My original question was “How do we raise awareness in teachers about their roles and responsibilities regarding legal and ethical behavior?”  I still think it’s important but I’m not finding any good resources regarding teaching teachers about digital citizenship as professionals, it’s pretty much all about how to teach their students.

I shifted my focus toward developing Responsible Use Policies because I believe the process of developing a more positive, forward thinking policy will help us change the conversation about digital citizenship and legal and ethical behavior among teachers as well as students. It’s not going to be enough to just tell people what to do. We have to model ongoing conversations about digital citizenship and create cultures in our schools that are supportive enough that we can call each other on inappropriate digital behavior without it feeling like we are accusing or policing.

Responsible Use
This is a simple graphic by Louise Phinney, as part of her Coetail project, that shows the idea behind shifting our students thinking away from “Don’t do this” towards “Here’s what you can do”.

A lot of learning will need to happen in order to create cultures in our schools that support learning environments where we can make and fix mistakes in a safe place. It’s not just our student’s generation that sees the content they find online as free and reusable. Teachers often use content without attribution, I’ve done it myself. The trick, I think, will be finding a balance and making it easier for teachers to access resources when they have questions about privacy policies on websites, fair use and copyright, and have had the chance to wrestle with and talk to their peers about ethical digital issues.   
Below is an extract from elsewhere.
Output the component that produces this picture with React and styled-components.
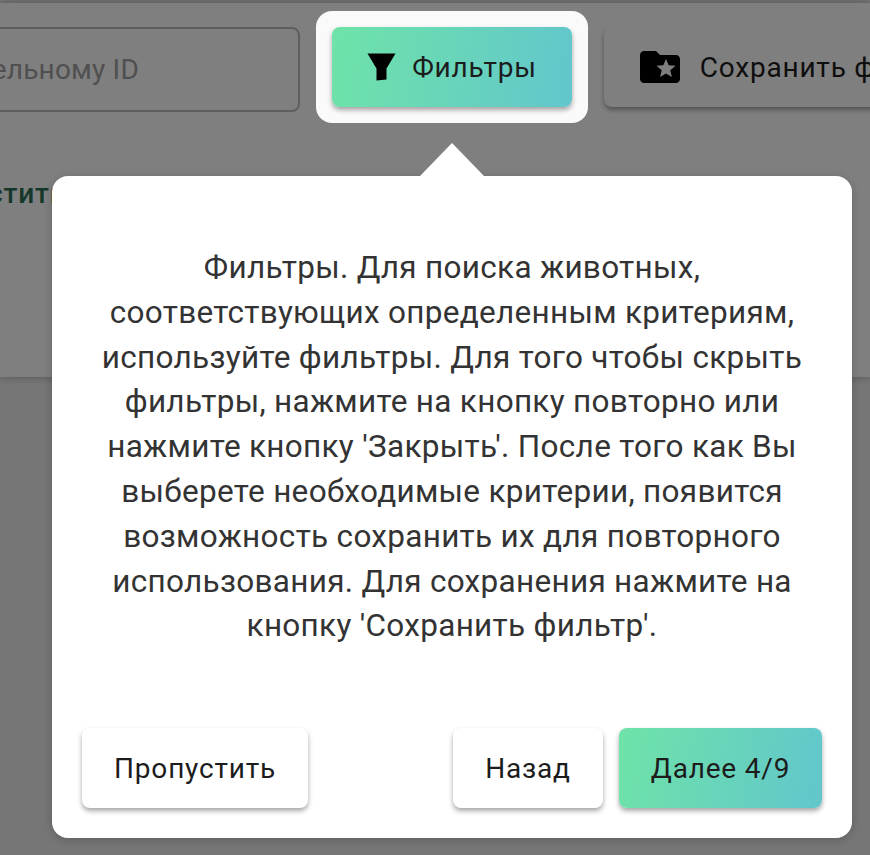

House Bill 6273, which was recently signed into law in Washington State, requires a broad group of stakeholders (teachers, administrators, parents, and community members) to meet regularly to review digital citizenship policies. Considering how quickly technology changes, it will make our policy more responsive. I’ve heard that WASDA is working on a template for Responsible Use Policies for districts. We should be able to use that but if it isn’t ready we will be able to use the work that Northshore School District has done to develop theirs. The ultimate goal is to shift the focus away from what we don’t want staff and students to do with technology to what we do want them to do with it. It will shift the conversation away from punishment to educating people, which is ultimately our goal. Eventually, I’d like to figure out how to translate these documents into kid friendly language (AUPs​ ​in​ ​kid​ ​Friendly​ ​Language​ ​​  ) as well so that teachers can use them with their younger students to teach them about their digital rights and responsibilities.


AUPs in kid Friendly Language

Student Centered Acceptable Use Policy

House Bill 6273

Image Credit

2 thoughts on “Responsible Use Policies

  1. Karen – I appreciate you talked the less “provocative” topic of the RUP or AUP for school districts. I wonder what elements you would like to have as line items in both teacher and student agreements for responsible use of the internet in schools. What are examples of these more positive approaches to digital citizenship?

  2. Karen, I think it is wise to start with the RUP. It was great to see that there are ways to make it kid friendly. One great thing about making sure it is kid friendly, is that I think a more diverse group of teachers will teach their class or students about the RUP every year! Northshore has definitely done some great work in designing a RUP that shows what we want students and staff to do with technology. I also really enjoyed the part about how we can continue to model digital citizenship. Maybe it is up to those who provide the PD to continue to bring up ethical use and keep the conversation going.